(Records contained in a dataset)

###

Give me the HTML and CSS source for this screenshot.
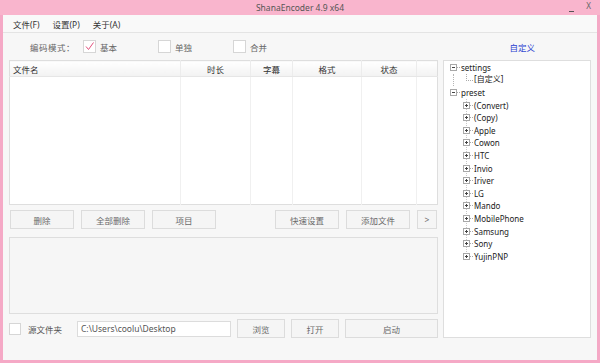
FILE: index.html
```html
<!DOCTYPE html>
<html lang="zh-CN">
<head>
    <meta charset="UTF-8">
    <meta name="viewport" content="width=device-width, initial-scale=1.0">
    <title>ShanaEncoder 4.9 x64</title>
    <link rel="stylesheet" href="styles.css">
</head>
<body>
    <div class="window">
        <div class="titlebar">
            <span></span>
            <span class="title">ShanaEncoder 4.9 x64</span>
            <span class="winbtns"><span class="min"></span><span class="close">X</span></span>
        </div>
        <div class="menubar">
            <span>文件(F)</span>
            <span>设置(P)</span>
            <span>关于(A)</span>
        </div>
        <div class="content">
            <div class="options">
                <span class="label">编码模式：</span>
                <span class="check">
                    <svg width="11" height="11" viewBox="0 0 11 11"><path d="M2 5.5 L4.5 8.5 L9.5 1.5" fill="none" stroke="#e2507d" stroke-width="1"/></svg>
                </span>
                <span class="opt opt-basic">基本</span>
                <span class="check"></span>
                <span class="opt opt-single">单独</span>
                <span class="check"></span>
                <span class="opt">合并</span>
                <span class="custom">自定义</span>
            </div>
            <div class="main">
                <div class="left">
                    <table class="files">
                        <colgroup>
                            <col style="width: 171px">
                            <col style="width: 70px">
                            <col style="width: 42px">
                            <col style="width: 69px">
                            <col style="width: 55px">
                            <col>
                        </colgroup>
                        <thead>
                            <tr>
                                <th class="name">文件名</th>
                                <th>时长</th>
                                <th>字幕</th>
                                <th>格式</th>
                                <th>状态</th>
                                <th></th>
                            </tr>
                        </thead>
                        <tbody>
                            <tr><td></td><td></td><td></td><td></td><td></td><td></td></tr>
                        </tbody>
                    </table>
                    <div class="buttons">
                        <button class="btn">删除</button>
                        <button class="btn">全部删除</button>
                        <button class="btn">项目</button>
                        <button class="btn push">快速设置</button>
                        <button class="btn">添加文件</button>
                        <button class="btn small">&gt;</button>
                    </div>
                    <div class="log"></div>
                    <div class="source">
                        <span class="check box-src"></span>
                        <span class="src-label">源文件夹</span>
                        <span class="path">C:\Users\coolu\Desktop</span>
                        <button class="btn b-browse">浏览</button>
                        <button class="btn b-open">打开</button>
                        <button class="btn b-start">启动</button>
                    </div>
                </div>
                <div class="tree">
                    <div class="row root"><span class="box minus"></span><span class="dash"></span><span class="txt">settings</span></div>
                    <div class="kids kids-settings">
                        <div class="row leaf"><span class="elbow"></span><span class="txt">[自定义]</span></div>
                    </div>
                    <div class="row root"><span class="box minus"></span><span class="dash"></span><span class="txt">preset</span></div>
                    <div class="kids kids-preset">
                        <div class="row child"><span class="box"></span><span class="dash"></span><span class="txt">(Convert)</span></div>
                        <div class="row child"><span class="box"></span><span class="dash"></span><span class="txt">(Copy)</span></div>
                        <div class="row child"><span class="box"></span><span class="dash"></span><span class="txt">Apple</span></div>
                        <div class="row child"><span class="box"></span><span class="dash"></span><span class="txt">Cowon</span></div>
                        <div class="row child"><span class="box"></span><span class="dash"></span><span class="txt">HTC</span></div>
                        <div class="row child"><span class="box"></span><span class="dash"></span><span class="txt">Invio</span></div>
                        <div class="row child"><span class="box"></span><span class="dash"></span><span class="txt">Iriver</span></div>
                        <div class="row child"><span class="box"></span><span class="dash"></span><span class="txt">LG</span></div>
                        <div class="row child"><span class="box"></span><span class="dash"></span><span class="txt">Mando</span></div>
                        <div class="row child"><span class="box"></span><span class="dash"></span><span class="txt">MobilePhone</span></div>
                        <div class="row child"><span class="box"></span><span class="dash"></span><span class="txt">Samsung</span></div>
                        <div class="row child"><span class="box"></span><span class="dash"></span><span class="txt">Sony</span></div>
                        <div class="row child"><span class="box"></span><span class="dash"></span><span class="txt">YujinPNP</span></div>
                    </div>
                </div>
            </div>
        </div>
    </div>
</body>
</html>
```

FILE: styles.css
```css
html, body {
    margin: 0;
    overflow: hidden;
}
body {
    font-family: "Noto Sans", "Noto Sans CJK SC", sans-serif;
    font-size: 8.5px;
    color: #444;
}
.window {
    width: 600px;
    height: 363px;
    box-sizing: border-box;
    background: #f7f7f7;
    border: 3px solid #f5a9c6; /* pink frame */
    border-top: 0;
    display: flex;
    flex-direction: column;
}
.titlebar {
    height: 15px;
    line-height: 15px;
    background: #f9b5cd;
    margin: 0 -3px;
    padding: 0 3px;
    display: grid;
    grid-template-columns: 1fr auto 1fr;
    align-items: center;
    color: #555;
    overflow: hidden;
}
.title {
    font-size: 8.5px;
}
.winbtns {
    justify-self: end;
    display: flex;
    align-items: flex-start;
    height: 15px;
    padding-right: 6px;
    color: #666;
}
.winbtns .min {
    width: 5px;
    height: 11px;
    border-bottom: 1px solid #555;
    margin-right: 12px;
}
.winbtns .close {
    font-size: 8px;
    line-height: 12px;
}
.menubar {
    height: 17px;
    border-bottom: 1px solid #e4e4e4;
    background: #f9f9f9;
    display: flex;
    align-items: center;
    gap: 13px;
    padding-left: 10px;
    color: #333;
}
.content {
    padding: 0 6px;
}
.options {
    height: 27px;
    display: flex;
    align-items: center;
    color: #666;
}
.options .label {
    margin-left: 21px;
    width: 53px;
    letter-spacing: 0.5px;
}
.check {
    width: 11px;
    height: 11px;
    border: 1px solid #d6d6d6;
    background: #fff;
    display: inline-flex;
}
.opt {
    margin-left: 4px;
}
.opt-basic {
    width: 58px;
}
.opt-single {
    width: 58px;
}
.custom {
    margin-left: auto;
    margin-right: 56px;
    color: #2a3fd0;
}
.main {
    display: grid;
    grid-template-columns: 429px 148px;
    gap: 5px;
    height: 277px;
}
.left {
    display: flex;
    flex-direction: column;
}
.files {
    width: 429px;
    height: 145px;
    border-collapse: collapse;
    table-layout: fixed;
    background: #fff;
    border: 1px solid #dedede;
}
.files th {
    height: 15px;
    font-weight: normal;
    color: #333;
    background: linear-gradient(#ffffff, #f2f2f2);
    border-bottom: 1px solid #e6e6e6;
    border-left: 1px solid #ececec;
    padding: 0;
    text-align: center;
}
.files th.name {
    text-align: left;
    padding-left: 3px;
    border-left: 0;
}
.files td {
    border-left: 1px solid #f0f0f0;
    padding: 0;
}
.files td:first-child {
    border-left: 0;
}
.buttons {
    display: flex;
    gap: 7px;
    margin-top: 5px;
    padding-left: 1px;
    height: 19px;
}
.btn {
    font-family: inherit;
    font-size: 8.5px;
    color: #6a6a6a;
    background: #f5f5f5;
    border: 1px solid #dcdcdc;
    width: 64px;
    height: 19px;
    padding: 0;
}
.btn.push {
    margin-left: auto;
}
.btn.small {
    width: 20px;
    margin-right: 1px;
}
.log {
    margin-top: 8px;
    height: 75px;
    border: 1px solid #dedede;
    background: #f6f6f6;
}
.source {
    margin-top: 5px;
    height: 19px;
    display: flex;
    align-items: center;
    color: #555;
}
.box-src {
    width: 10px;
    height: 10px;
}
.src-label {
    margin-left: 7px;
    width: 49px;
}
.path {
    width: 149px;
    height: 14px;
    line-height: 14px;
    padding-left: 3px;
    background: #fff;
    border: 1px solid #dcdcdc;
    color: #555;
}
.b-browse {
    margin-left: 6px;
    width: 48px;
}
.b-open {
    margin-left: 6px;
    width: 48px;
}
.b-start {
    margin-left: 6px;
    width: 93px;
}
.tree {
    background: #fff;
    border: 1px solid #dedede;
    color: #222;
    font-size: 8px;
}
.row {
    height: 12.6px;
    display: flex;
    align-items: center;
}
.row.root {
    padding-left: 6px;
}
.box {
    width: 5px;
    height: 5px;
    border: 1px solid #a8a8a8;
    background:
        linear-gradient(#444, #444) center / 3px 1px no-repeat,
        linear-gradient(#444, #444) center / 1px 3px no-repeat,
        #fff;
    flex: none;
}
.box.minus {
    background: linear-gradient(#444, #444) center / 3px 1px no-repeat, #fff;
}
.dash {
    width: 3px;
    border-top: 1px dotted #aaa;
    flex: none;
}
.txt {
    margin-left: 1px;
    white-space: nowrap;
}
.kids-settings {
    margin-left: 9px;
    border-left: 1px dotted #b5b5b5;
}
.row.leaf {
    padding-left: 12px;
    align-items: flex-start;
}
.elbow {
    width: 6px;
    height: 6px;
    border-left: 1px dotted #aaa;
    border-bottom: 1px dotted #aaa;
    flex: none;
}
.row.leaf .txt {
    margin-top: -1px;
}
.kids-preset {
    margin-left: 22px;
    border-left: 1px dotted #c8c8c8;
    height: 157px;
}
.row.child {
    margin-left: -4px;
}
```
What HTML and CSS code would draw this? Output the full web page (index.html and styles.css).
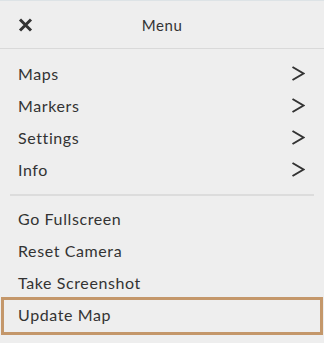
FILE: index.html
```html
<!DOCTYPE html>
<html>
<head>
  <meta charset="UTF-8">
  <title>Menu</title>
  <link rel="stylesheet" href="styles.css">
</head>
<body>
  <div class="menu">
    <div class="menu-header">
      <button class="close-btn" aria-label="Close">
        <svg width="15" height="14" viewBox="0 0 15 14">
          <path d="M2 1.5 L13 12.5 M13 1.5 L2 12.5" stroke="#333" stroke-width="3" stroke-linecap="butt" fill="none"/>
        </svg>
      </button>
      <div class="menu-title">Menu</div>
      <div></div>
    </div>

    <div class="menu-group">
      <div class="menu-item">Maps<span class="chevron"><svg width="14" height="15" viewBox="0 0 14 15"><path d="M1.5 1 L12.5 7.5 L1.5 14" stroke="#333" stroke-width="2" fill="none"/></svg></span></div>
      <div class="menu-item">Markers<span class="chevron"><svg width="14" height="15" viewBox="0 0 14 15"><path d="M1.5 1 L12.5 7.5 L1.5 14" stroke="#333" stroke-width="2" fill="none"/></svg></span></div>
      <div class="menu-item">Settings<span class="chevron"><svg width="14" height="15" viewBox="0 0 14 15"><path d="M1.5 1 L12.5 7.5 L1.5 14" stroke="#333" stroke-width="2" fill="none"/></svg></span></div>
      <div class="menu-item">Info<span class="chevron"><svg width="14" height="15" viewBox="0 0 14 15"><path d="M1.5 1 L12.5 7.5 L1.5 14" stroke="#333" stroke-width="2" fill="none"/></svg></span></div>
    </div>

    <div class="separator"></div>

    <div class="menu-group">
      <div class="menu-item">Go Fullscreen</div>
      <div class="menu-item">Reset Camera</div>
      <div class="menu-item">Take Screenshot</div>
      <div class="menu-item selected">Update Map</div>
    </div>
  </div>
</body>
</html>
```

FILE: styles.css
```css
body {
  margin: 0;
  background-color: #eeeeee;
  font-family: Lato, "Noto Sans", sans-serif;
  color: #333;
  letter-spacing: 0.6px;
}
.menu {
  border-top: 1px solid #dde3e6;
  height: 342px;
  background-color: #eeeeee;
}
.menu-header {
  height: 47px;
  border-bottom: 1px solid #d9d9d9;
  padding: 0 18px;
  display: grid;
  grid-template-columns: 1fr auto 1fr;
  align-items: center;
}
.close-btn {
  background: none;
  border: none;
  padding: 0;
  width: 15px;
  height: 14px;
  display: flex;
  cursor: pointer;
}
.menu-title {
  font-size: 15px;
  padding-top: 1px;
}
.menu-group {
  padding: 10px 4px 0;
}
.menu-item {
  box-sizing: border-box;
  height: 32px;
  padding: 0 14px 3px;
  display: flex;
  align-items: center;
  justify-content: space-between;
  font-size: 16px;
}
.chevron {
  display: flex;
  margin-right: 1px;
}
.selected {
  outline: 3px solid #c4976a;
}
.separator {
  height: 2px;
  background-color: #dcdcdc;
  margin: 7px 10px -2px;
}
```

###

§ Given problem: Please list every line of the records that contains "this".

§ Task solution:
Give me the HTML and CSS source for this screenshot.
What HTML and CSS code would draw this? Output the full web page (index.html and styles.css).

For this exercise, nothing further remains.